Over the years, Domino’s Pizza  has rolled out innovative products and campaigns to make pizzas an essential part of the lives of Indians. The brand has also made strategic investments towards strengthening supply chain, bolstering the technology infrastructure and creating a network of employees to ensure that consumers get the best quality and the most hygienic products.

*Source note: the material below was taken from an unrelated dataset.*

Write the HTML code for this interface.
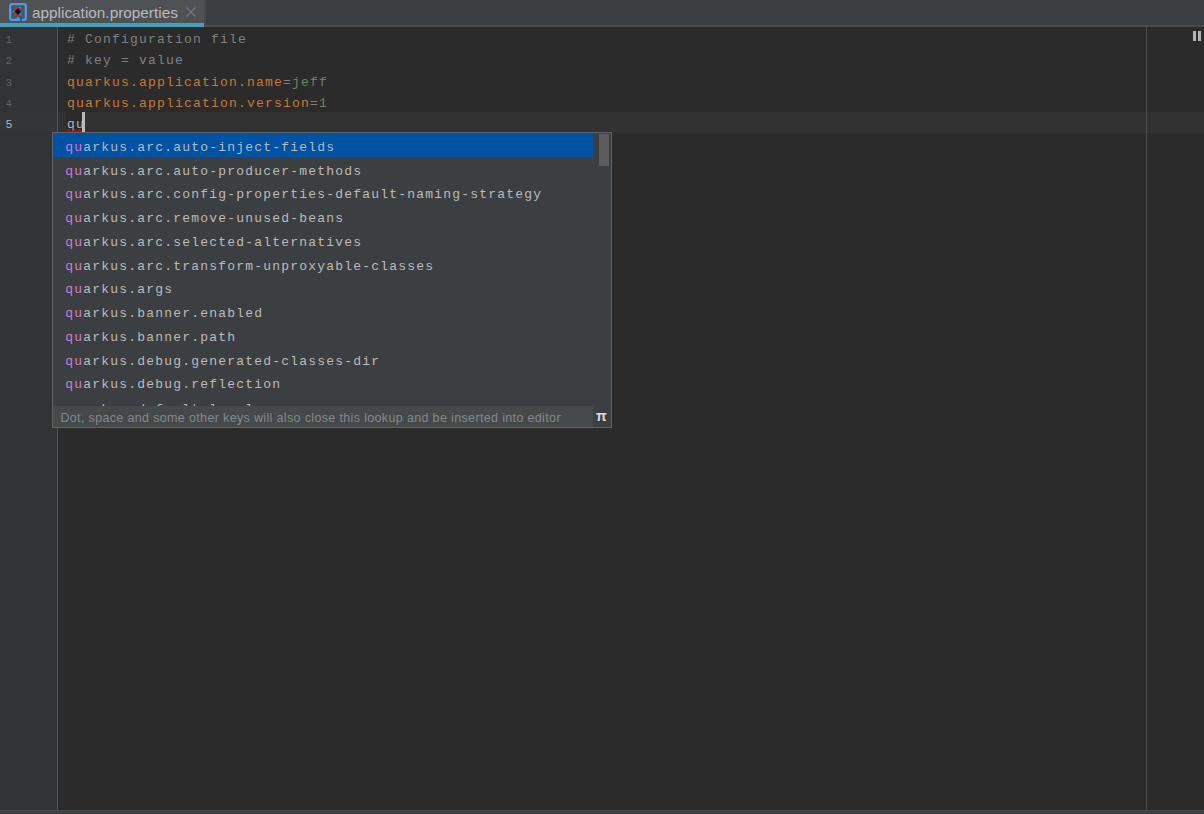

The QSR trend is one among the many foody goodies readying themselves to be served on the Indian dining table. A strong digital presence and customer engagement by companies have dedicated a lot of time and money to improving their engagement strategies. Also, the transformation in Indian consumer lifestyles over the years has tremendously helped the IEO industry to grow and expand. Indian consumers are increasingly spending large sums, eating out with family and friends on weekends and holidays, churning up a huge appetite for the QSR business. So, clearly, the food retail industry in the country is poised for exponential growth. More than anything, the ‘International-Indian’ fusion fun fare is adding more joy to an already rich Indian palate.